• [Set task]
Set down the data below from its first line to the line holding "import React from", inclusive; omit all pictures.

• [Source excerpt]

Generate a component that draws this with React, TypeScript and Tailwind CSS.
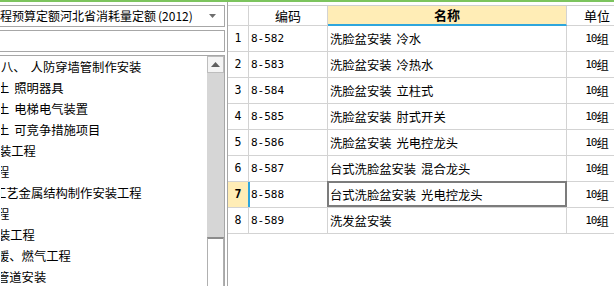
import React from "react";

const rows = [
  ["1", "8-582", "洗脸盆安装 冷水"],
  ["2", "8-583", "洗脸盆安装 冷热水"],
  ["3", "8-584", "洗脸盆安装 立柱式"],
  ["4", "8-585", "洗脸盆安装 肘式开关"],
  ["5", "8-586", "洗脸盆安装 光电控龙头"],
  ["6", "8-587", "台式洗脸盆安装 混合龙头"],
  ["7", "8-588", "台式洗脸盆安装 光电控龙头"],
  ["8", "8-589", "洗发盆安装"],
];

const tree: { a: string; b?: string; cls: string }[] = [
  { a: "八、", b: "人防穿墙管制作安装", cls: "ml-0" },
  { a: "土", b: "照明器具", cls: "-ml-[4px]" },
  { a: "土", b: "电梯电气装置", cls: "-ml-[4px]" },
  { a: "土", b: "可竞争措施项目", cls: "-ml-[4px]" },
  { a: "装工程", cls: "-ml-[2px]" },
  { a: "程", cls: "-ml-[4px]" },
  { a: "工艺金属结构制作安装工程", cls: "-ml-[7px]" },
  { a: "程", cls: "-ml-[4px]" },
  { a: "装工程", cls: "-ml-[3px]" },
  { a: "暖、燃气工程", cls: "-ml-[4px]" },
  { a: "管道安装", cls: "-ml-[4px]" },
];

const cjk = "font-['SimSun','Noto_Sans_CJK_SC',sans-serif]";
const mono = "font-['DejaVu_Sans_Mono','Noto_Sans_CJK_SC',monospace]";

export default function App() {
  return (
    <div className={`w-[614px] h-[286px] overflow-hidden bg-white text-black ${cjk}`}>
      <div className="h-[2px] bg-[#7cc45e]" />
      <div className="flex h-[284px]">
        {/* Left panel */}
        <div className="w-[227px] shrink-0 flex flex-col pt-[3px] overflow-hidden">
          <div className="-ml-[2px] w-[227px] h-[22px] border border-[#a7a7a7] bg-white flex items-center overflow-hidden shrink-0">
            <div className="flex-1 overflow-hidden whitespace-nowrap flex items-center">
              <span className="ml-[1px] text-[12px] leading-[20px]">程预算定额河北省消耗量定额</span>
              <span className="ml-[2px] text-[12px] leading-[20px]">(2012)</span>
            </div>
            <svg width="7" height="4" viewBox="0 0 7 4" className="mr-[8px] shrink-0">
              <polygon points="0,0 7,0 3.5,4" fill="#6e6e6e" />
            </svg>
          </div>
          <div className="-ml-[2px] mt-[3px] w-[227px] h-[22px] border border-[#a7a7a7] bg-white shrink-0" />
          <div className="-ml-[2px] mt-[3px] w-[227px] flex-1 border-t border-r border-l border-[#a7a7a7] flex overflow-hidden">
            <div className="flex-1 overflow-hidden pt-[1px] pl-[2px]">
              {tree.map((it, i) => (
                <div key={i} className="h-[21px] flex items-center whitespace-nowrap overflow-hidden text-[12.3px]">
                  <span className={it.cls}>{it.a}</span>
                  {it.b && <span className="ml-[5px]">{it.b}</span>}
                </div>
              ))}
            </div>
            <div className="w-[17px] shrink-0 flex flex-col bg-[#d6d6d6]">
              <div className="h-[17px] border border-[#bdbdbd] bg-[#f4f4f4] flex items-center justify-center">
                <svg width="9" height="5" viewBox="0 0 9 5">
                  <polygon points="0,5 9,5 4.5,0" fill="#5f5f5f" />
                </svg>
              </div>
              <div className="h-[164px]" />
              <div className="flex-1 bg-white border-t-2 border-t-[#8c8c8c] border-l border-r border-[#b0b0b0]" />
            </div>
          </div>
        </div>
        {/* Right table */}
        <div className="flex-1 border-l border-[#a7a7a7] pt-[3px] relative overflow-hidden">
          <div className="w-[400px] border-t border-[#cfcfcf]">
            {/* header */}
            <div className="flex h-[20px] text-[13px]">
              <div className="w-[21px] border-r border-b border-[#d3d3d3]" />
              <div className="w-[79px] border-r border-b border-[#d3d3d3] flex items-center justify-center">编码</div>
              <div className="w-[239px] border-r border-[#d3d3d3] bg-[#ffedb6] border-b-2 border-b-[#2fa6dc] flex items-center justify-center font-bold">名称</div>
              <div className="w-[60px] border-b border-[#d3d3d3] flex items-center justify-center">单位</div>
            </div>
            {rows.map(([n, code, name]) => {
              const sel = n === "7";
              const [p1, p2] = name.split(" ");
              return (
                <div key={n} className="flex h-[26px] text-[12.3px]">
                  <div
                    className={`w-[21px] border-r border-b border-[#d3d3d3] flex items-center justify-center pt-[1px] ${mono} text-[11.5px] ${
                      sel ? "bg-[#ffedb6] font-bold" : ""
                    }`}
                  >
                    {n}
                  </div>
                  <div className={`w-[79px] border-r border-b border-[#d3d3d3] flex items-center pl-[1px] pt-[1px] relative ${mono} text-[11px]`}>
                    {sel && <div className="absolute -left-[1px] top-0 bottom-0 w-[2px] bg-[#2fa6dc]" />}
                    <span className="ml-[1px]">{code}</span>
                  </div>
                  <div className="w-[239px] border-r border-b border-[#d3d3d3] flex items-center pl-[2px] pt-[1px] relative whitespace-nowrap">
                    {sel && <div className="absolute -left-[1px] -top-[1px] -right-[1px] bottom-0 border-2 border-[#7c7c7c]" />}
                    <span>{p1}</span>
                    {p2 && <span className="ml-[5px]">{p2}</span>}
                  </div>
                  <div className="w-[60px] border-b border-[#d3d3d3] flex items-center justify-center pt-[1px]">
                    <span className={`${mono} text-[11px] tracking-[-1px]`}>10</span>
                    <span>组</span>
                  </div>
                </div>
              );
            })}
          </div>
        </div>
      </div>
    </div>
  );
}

• [Solution below]
Generate a component that draws this with React, TypeScript and Tailwind CSS.
import React from "react";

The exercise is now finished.